A program that faces allegations now must ring up a law firm with a history of dealing with the NCAA and conduct one of these million-dollar self-investigations. That's a pretty significant fine, right there.
Being on TV is part of the punishment now. After a high-profile program gets fed into the NCAA's investigative process, the news of allegations becomes a constant topic on ESPN's SportsCenter and its various debate shows. When the NCAA was chasing around Jerry Tarkanian, there was no Internet. There were few national radio sports shows.
The amplified destructive power of the media in these cases can take care of the postseason ban, as well. A team in Indiana's circumstance is not going to be successful enough to make it to the tournament. The committee could have slapped IU with a postseason ban. "It's obviously one of the penalties that is there," Potuto said. But there was no real need to make it official. IU is not going to be in the 2009 tournament. The departure of the entire roster assured that.

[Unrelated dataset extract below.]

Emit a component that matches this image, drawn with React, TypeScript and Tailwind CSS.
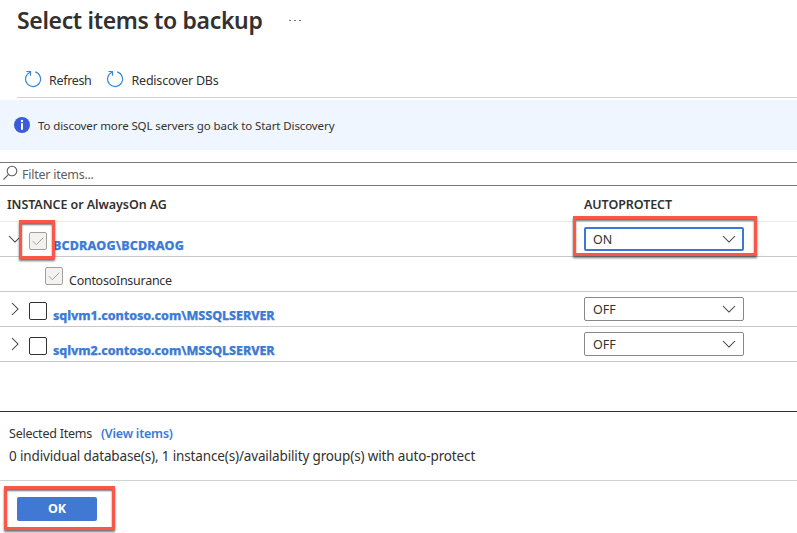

Indiana had been clean for 50 years before all of this occurred. Potuto said that was among the reasons the committee accepted the penalties the school had self-imposed and did not hit the Hoosiers with much more. A three-year probationary period is mere decoration. It says, simply: Get in trouble again, and you're really in for it. As if everybody at IU didn't know that already.
Hoosiers basketball has suffered plenty as the result of its involvement in this case. It has been penalized plenty. The process is the punishment now. Ask IU fans if they don't feel the pain.